··· INFORMATION SHOWN ···

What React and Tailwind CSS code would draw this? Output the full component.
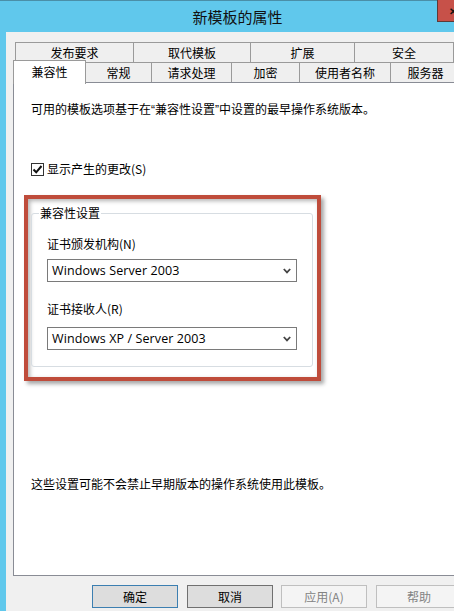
import React from "react";

const Chevron = () => (
  <svg width="8" height="6" viewBox="0 0 8 6" className="shrink-0">
    <path d="M0.8 1 L4 4.4 L7.2 1" fill="none" stroke="#444" strokeWidth="1.8" />
  </svg>
);

const Select = ({ value }) => (
  <div className="w-[250px] h-[23px] border border-[#7a7a7a] bg-white flex items-center pl-[4px] pr-[5px]">
    <span className="flex-1 font-['Open_Sans',sans-serif] text-[12.5px] leading-[16px] text-black tracking-[0.1px]">{value}</span>
    <Chevron />
  </div>
);

export default function App() {
  const row1 = [
    { t: "发布要求", w: "w-[118px]" },
    { t: "取代模板", w: "w-[117px]" },
    { t: "扩展", w: "w-[104px]" },
  ];
  const row2 = [
    { t: "常规", w: "w-[66px]" },
    { t: "请求处理", w: "w-[80px]" },
    { t: "加密", w: "w-[68px]" },
    { t: "使用者名称", w: "w-[91px]" },
    { t: "服务器", w: "w-[70px]" },
  ];
  return (
    <div className="w-[454px] h-[611px] overflow-hidden bg-[#60c8ec] flex flex-col font-['Noto_Sans_CJK_SC',sans-serif] text-[12px] leading-[16px] text-black">
      {/* title bar */}
      <div className="h-[32px] shrink-0 relative flex items-center justify-center pl-[21px] border-t border-[#4a8fa8]">
        <span className="text-[15px] text-[#111]">新模板的属性</span>
        <div className="absolute right-[-14px] top-[-1px] w-[31px] h-[22px] bg-[#c75149] border-l border-b border-[#5e3a37] flex items-center justify-center">
          <span className="text-[#111] text-[10px] font-bold leading-none">✕</span>
        </div>
      </div>
      {/* body */}
      <div className="flex-1 ml-[6px] w-[470px] bg-[#f0f0f0] flex flex-col">
        <div className="pt-[10px] pl-[7px]">
          {/* row 1 tabs */}
          <div className="flex h-[20px] ml-[2px]">
            {row1.map((r) => (
              <div key={r.t} className={`${r.w} h-full border-l border-t border-[#9a9a9a] bg-[#efefef] flex items-center justify-center`}>
                {r.t}
              </div>
            ))}
            <div className="w-[100px] h-full border-l border-t border-r border-[#9a9a9a] bg-[#efefef] flex items-center justify-center">
              安全
            </div>
          </div>
          {/* row 2 tabs */}
          <div className="flex h-[20px]">
            <div className="relative z-10 -mt-[2px] w-[73px] h-[24px] bg-white border-l border-t border-r border-[#9a9a9a] flex items-start justify-center pt-[3px]">
              兼容性
            </div>
            {row2.map((r) => (
              <div key={r.t} className={`${r.w} h-full border-t border-r border-[#9a9a9a] bg-[#efefef] flex items-center justify-center`}>
                {r.t}
              </div>
            ))}
          </div>
          {/* panel */}
          <div className="w-[460px] h-[494px] bg-white border border-[#898c95] flex flex-col">
            <div className="mt-[18px] pl-[17px]">
              可用的模板选项基于在<span className="font-['Liberation_Sans',sans-serif]">“</span>兼容性设置<span className="font-['Liberation_Sans',sans-serif]">”</span>中设置的最早操作系统版本。
            </div>
            <div className="mt-[43px] pl-[17px] flex items-center gap-[3px]">
              <div className="w-[13px] h-[13px] border border-[#333] bg-white flex items-center justify-center">
                <svg width="11" height="11" viewBox="0 0 11 11">
                  <path d="M1.5 5.5 L4.2 8.3 L9.5 2" fill="none" stroke="#111" strokeWidth="2" />
                </svg>
              </div>
              <span>显示产生的更改(S)</span>
            </div>
            {/* red highlight */}
            <div className="mt-[18px] ml-[10px] w-[297px] h-[186px] border-[4px] border-[#bf4c3b] shadow-[3px_3px_4px_rgba(0,0,0,0.35),inset_2px_2px_4px_rgba(0,0,0,0.3)]">
              <fieldset className="mt-[6px] ml-[3px] w-[280px] border border-[#d7dde2] rounded-[3px] px-[15px] pb-[16px]">
                <legend className="-ml-[8px] px-[1px] leading-[16px]">兼容性设置</legend>
                <div className="mt-[15px]">证书颁发机构(N)</div>
                <div className="mt-[7px]"><Select value="Windows Server 2003" /></div>
                <div className="mt-[19px]">证书接收人(R)</div>
                <div className="mt-[10px]"><Select value="Windows XP / Server 2003" /></div>
              </fieldset>
            </div>
            <div className="mt-[95px] pl-[17px]">这些设置可能不会禁止早期版本的操作系统使用此模板。</div>
          </div>
        </div>
        {/* buttons */}
        <div className="mt-[9px] pl-[86px] flex">
          <div className="w-[86px] h-[23px] bg-[#dddddd] border border-[#3c7fb1] flex items-center justify-center">确定</div>
          <div className="ml-[9px] w-[86px] h-[23px] bg-[#dddddd] border border-[#707070] flex items-center justify-center">取消</div>
          <div className="ml-[8px] w-[86px] h-[23px] bg-[#f4f4f4] border border-[#bfbfbf] text-[#838383] flex items-center justify-center">应用(A)</div>
          <div className="ml-[9px] w-[86px] h-[23px] bg-[#f4f4f4] border border-[#bfbfbf] text-[#838383] flex items-center justify-center">帮助</div>
        </div>
      </div>
    </div>
  );
}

···

• **SET TASK**:
Search the data for "React". Copy every line that has it.

• **EXERCISE OUTPUT**:
What React and Tailwind CSS code would draw this? Output the full component.
import React from "react";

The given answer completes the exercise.